§ **WORK REQUIRED**:
Repeat the data that follows, word for word, without the images.

§ **DATA PROVIDED**:
[start]

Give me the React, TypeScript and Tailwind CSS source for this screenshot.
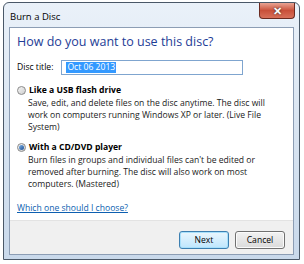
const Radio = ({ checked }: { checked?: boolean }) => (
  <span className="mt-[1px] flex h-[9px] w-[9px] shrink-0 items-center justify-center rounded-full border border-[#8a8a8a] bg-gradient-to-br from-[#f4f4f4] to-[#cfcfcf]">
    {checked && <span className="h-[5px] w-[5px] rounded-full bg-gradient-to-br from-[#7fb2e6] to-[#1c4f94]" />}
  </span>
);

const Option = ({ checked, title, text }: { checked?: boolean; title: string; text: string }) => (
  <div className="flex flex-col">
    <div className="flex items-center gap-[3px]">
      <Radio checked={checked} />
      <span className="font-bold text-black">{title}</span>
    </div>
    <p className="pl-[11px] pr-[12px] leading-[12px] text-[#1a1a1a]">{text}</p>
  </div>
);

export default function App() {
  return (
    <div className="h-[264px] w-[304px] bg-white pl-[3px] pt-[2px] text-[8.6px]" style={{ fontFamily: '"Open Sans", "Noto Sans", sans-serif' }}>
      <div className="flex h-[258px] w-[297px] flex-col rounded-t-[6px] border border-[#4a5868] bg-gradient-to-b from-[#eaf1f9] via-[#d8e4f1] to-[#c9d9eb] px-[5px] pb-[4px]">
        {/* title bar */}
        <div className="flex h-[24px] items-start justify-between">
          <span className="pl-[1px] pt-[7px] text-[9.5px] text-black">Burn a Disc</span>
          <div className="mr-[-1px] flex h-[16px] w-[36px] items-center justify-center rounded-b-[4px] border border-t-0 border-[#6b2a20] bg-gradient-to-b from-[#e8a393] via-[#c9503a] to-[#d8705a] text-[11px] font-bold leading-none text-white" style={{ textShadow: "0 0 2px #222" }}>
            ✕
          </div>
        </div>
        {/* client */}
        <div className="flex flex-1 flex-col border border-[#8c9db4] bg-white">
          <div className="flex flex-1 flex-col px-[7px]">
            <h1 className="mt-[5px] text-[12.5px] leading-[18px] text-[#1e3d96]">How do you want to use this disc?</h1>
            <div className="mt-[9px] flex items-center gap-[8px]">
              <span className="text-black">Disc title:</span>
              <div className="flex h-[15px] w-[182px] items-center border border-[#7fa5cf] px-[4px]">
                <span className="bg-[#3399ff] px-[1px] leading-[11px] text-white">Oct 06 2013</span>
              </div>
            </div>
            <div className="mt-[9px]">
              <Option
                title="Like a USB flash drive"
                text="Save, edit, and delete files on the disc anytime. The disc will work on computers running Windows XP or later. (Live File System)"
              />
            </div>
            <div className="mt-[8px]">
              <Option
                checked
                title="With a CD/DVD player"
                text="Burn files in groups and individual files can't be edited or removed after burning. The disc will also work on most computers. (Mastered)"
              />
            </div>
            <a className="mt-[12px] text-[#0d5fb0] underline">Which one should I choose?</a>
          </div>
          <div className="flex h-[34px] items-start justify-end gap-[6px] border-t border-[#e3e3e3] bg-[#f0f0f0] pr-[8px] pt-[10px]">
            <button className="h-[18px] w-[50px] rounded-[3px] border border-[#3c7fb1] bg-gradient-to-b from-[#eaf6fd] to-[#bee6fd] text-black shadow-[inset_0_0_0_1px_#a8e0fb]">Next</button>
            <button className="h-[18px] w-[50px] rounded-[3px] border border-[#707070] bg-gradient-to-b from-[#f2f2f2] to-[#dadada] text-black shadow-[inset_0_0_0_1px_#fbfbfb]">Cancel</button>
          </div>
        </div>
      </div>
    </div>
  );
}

[end]

§ **SOLUTION TO THIS PROBLEM**:
Give me the React, TypeScript and Tailwind CSS source for this screenshot.
const Radio = ({ checked }: { checked?: boolean }) => (
  <span className="mt-[1px] flex h-[9px] w-[9px] shrink-0 items-center justify-center rounded-full border border-[#8a8a8a] bg-gradient-to-br from-[#f4f4f4] to-[#cfcfcf]">
    {checked && <span className="h-[5px] w-[5px] rounded-full bg-gradient-to-br from-[#7fb2e6] to-[#1c4f94]" />}
  </span>
);

const Option = ({ checked, title, text }: { checked?: boolean; title: string; text: string }) => (
  <div className="flex flex-col">
    <div className="flex items-center gap-[3px]">
      <Radio checked={checked} />
      <span className="font-bold text-black">{title}</span>
    </div>
    <p className="pl-[11px] pr-[12px] leading-[12px] text-[#1a1a1a]">{text}</p>
  </div>
);

export default function App() {
  return (
    <div className="h-[264px] w-[304px] bg-white pl-[3px] pt-[2px] text-[8.6px]" style={{ fontFamily: '"Open Sans", "Noto Sans", sans-serif' }}>
      <div className="flex h-[258px] w-[297px] flex-col rounded-t-[6px] border border-[#4a5868] bg-gradient-to-b from-[#eaf1f9] via-[#d8e4f1] to-[#c9d9eb] px-[5px] pb-[4px]">
        {/* title bar */}
        <div className="flex h-[24px] items-start justify-between">
          <span className="pl-[1px] pt-[7px] text-[9.5px] text-black">Burn a Disc</span>
          <div className="mr-[-1px] flex h-[16px] w-[36px] items-center justify-center rounded-b-[4px] border border-t-0 border-[#6b2a20] bg-gradient-to-b from-[#e8a393] via-[#c9503a] to-[#d8705a] text-[11px] font-bold leading-none text-white" style={{ textShadow: "0 0 2px #222" }}>
            ✕
          </div>
        </div>
        {/* client */}
        <div className="flex flex-1 flex-col border border-[#8c9db4] bg-white">
          <div className="flex flex-1 flex-col px-[7px]">
            <h1 className="mt-[5px] text-[12.5px] leading-[18px] text-[#1e3d96]">How do you want to use this disc?</h1>
            <div className="mt-[9px] flex items-center gap-[8px]">
              <span className="text-black">Disc title:</span>
              <div className="flex h-[15px] w-[182px] items-center border border-[#7fa5cf] px-[4px]">
                <span className="bg-[#3399ff] px-[1px] leading-[11px] text-white">Oct 06 2013</span>
              </div>
            </div>
            <div className="mt-[9px]">
              <Option
                title="Like a USB flash drive"
                text="Save, edit, and delete files on the disc anytime. The disc will work on computers running Windows XP or later. (Live File System)"
              />
            </div>
            <div className="mt-[8px]">
              <Option
                checked
                title="With a CD/DVD player"
                text="Burn files in groups and individual files can't be edited or removed after burning. The disc will also work on most computers. (Mastered)"
              />
            </div>
            <a className="mt-[12px] text-[#0d5fb0] underline">Which one should I choose?</a>
          </div>
          <div className="flex h-[34px] items-start justify-end gap-[6px] border-t border-[#e3e3e3] bg-[#f0f0f0] pr-[8px] pt-[10px]">
            <button className="h-[18px] w-[50px] rounded-[3px] border border-[#3c7fb1] bg-gradient-to-b from-[#eaf6fd] to-[#bee6fd] text-black shadow-[inset_0_0_0_1px_#a8e0fb]">Next</button>
            <button className="h-[18px] w-[50px] rounded-[3px] border border-[#707070] bg-gradient-to-b from-[#f2f2f2] to-[#dadada] text-black shadow-[inset_0_0_0_1px_#fbfbfb]">Cancel</button>
          </div>
        </div>
      </div>
    </div>
  );
}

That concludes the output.